TO BE DONE
Within the records below, find each line that holds the string "React", then copy it.

RECORDED INFORMATION
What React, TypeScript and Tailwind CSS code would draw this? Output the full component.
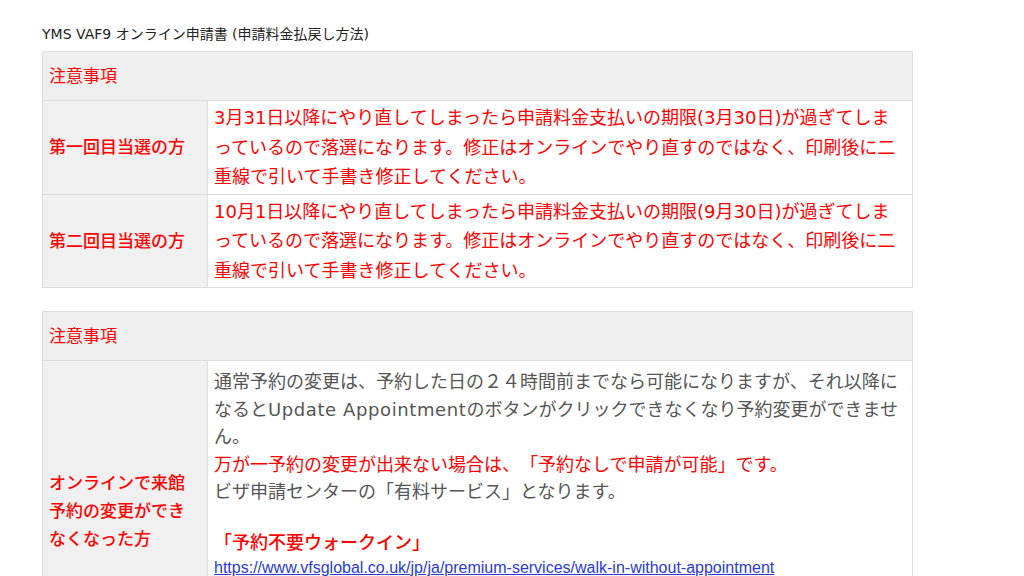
const jp = '"DejaVu Sans", "Noto Sans CJK JP", sans-serif';

function HeaderRow() {
  return (
    <tr>
      <th
        colSpan={2}
        className="h-[49px] border border-[#dddddd] bg-[#efefef] px-[6px] pt-[2px] text-left align-middle text-[17px] font-normal text-[#ff0000]"
      >
        注意事項
      </th>
    </tr>
  );
}

function LabelCell({ children }: { children: React.ReactNode }) {
  return (
    <td className="w-[165px] border border-[#dddddd] bg-[#f0f0f0] px-[6px] align-middle text-[17px] font-medium leading-[28px] text-[#ff0000]">
      {children}
    </td>
  );
}

export default function App() {
  return (
    <div
      className="min-h-screen bg-white pt-[25px] pl-[42px] [text-spacing-trim:space-all]"
      style={{ fontFamily: jp }}
    >
      <h1 className="mb-[7px] text-[14px] font-normal leading-[19px] text-[#222222]">
        YMS VAF9 オンライン申請書 (申請料金払戻し方法)
      </h1>

      <table className="w-[871px] border-collapse">
        <tbody>
          <HeaderRow />
          <tr>
            <LabelCell>第一回目当選の方</LabelCell>
            <td className="border border-[#dddddd] bg-white px-[6px] py-[2px] align-middle text-[18px] leading-[29.5px] text-[#ff0000]">
              3月31日以降にやり直してしまったら申請料金支払いの期限(3月30日)が過ぎてしまっているので落選になります。修正はオンラインでやり直すのではなく、印刷後に二重線で引いて手書き修正してください。
            </td>
          </tr>
          <tr>
            <LabelCell>第二回目当選の方</LabelCell>
            <td className="border border-[#dddddd] bg-white px-[6px] py-[2px] align-middle text-[18px] leading-[29.5px] text-[#ff0000]">
              10月1日以降にやり直してしまったら申請料金支払いの期限(9月30日)が過ぎてしまっているので落選になります。修正はオンラインでやり直すのではなく、印刷後に二重線で引いて手書き修正してください。
            </td>
          </tr>
        </tbody>
      </table>

      <table className="mt-[23px] w-[871px] border-collapse">
        <tbody>
          <HeaderRow />
          <tr>
            <LabelCell>オンラインで来館予約の変更ができなくなった方</LabelCell>
            <td className="border border-[#dddddd] bg-white px-[6px] pt-[7px] pb-[80px] align-top text-[18px] leading-[27.5px] text-[#555555]">
              <p>
                通常予約の変更は、予約した日の２４時間前までなら可能になりますが、それ以降になると
                <span className="tracking-[0.6px]">Update Appointment</span>
                のボタンがクリックできなくなり予約変更ができません。
              </p>
              <p className="text-[#ff0000]">
                万が一予約の変更が出来ない場合は、「予約なしで申請が可能」です。
              </p>
              <p>ビザ申請センターの「有料サービス」となります。</p>
              <p className="mt-[23px] font-medium text-[#ff0000]">「予約不要ウォークイン」</p>
              <a
                href="#"
                className="block text-[16px] leading-[24px] text-[#2a3ad6] underline"
                style={{ fontFamily: '"Liberation Sans", sans-serif' }}
              >
                https://www.vfsglobal.co.uk/jp/ja/premium-services/walk-in-without-appointment
              </a>
            </td>
          </tr>
        </tbody>
      </table>
    </div>
  );
}
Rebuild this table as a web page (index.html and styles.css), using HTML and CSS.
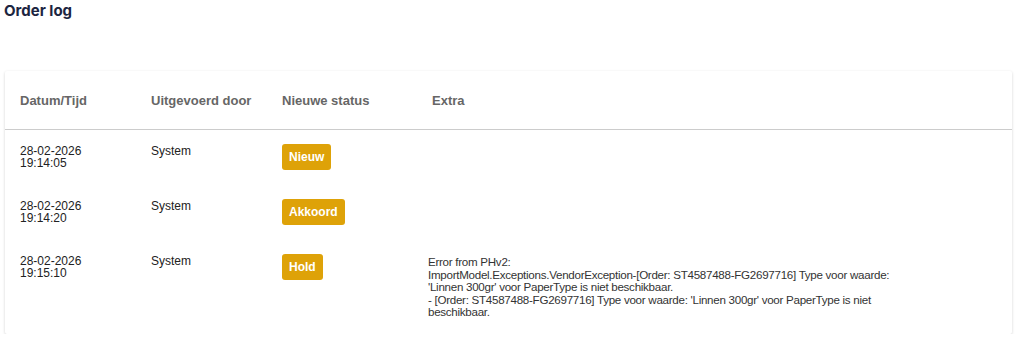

ANSWER FOR THIS EXERCISE
What React, TypeScript and Tailwind CSS code would draw this? Output the full component.
function LabelCell({ children }: { children: React.ReactNode }) {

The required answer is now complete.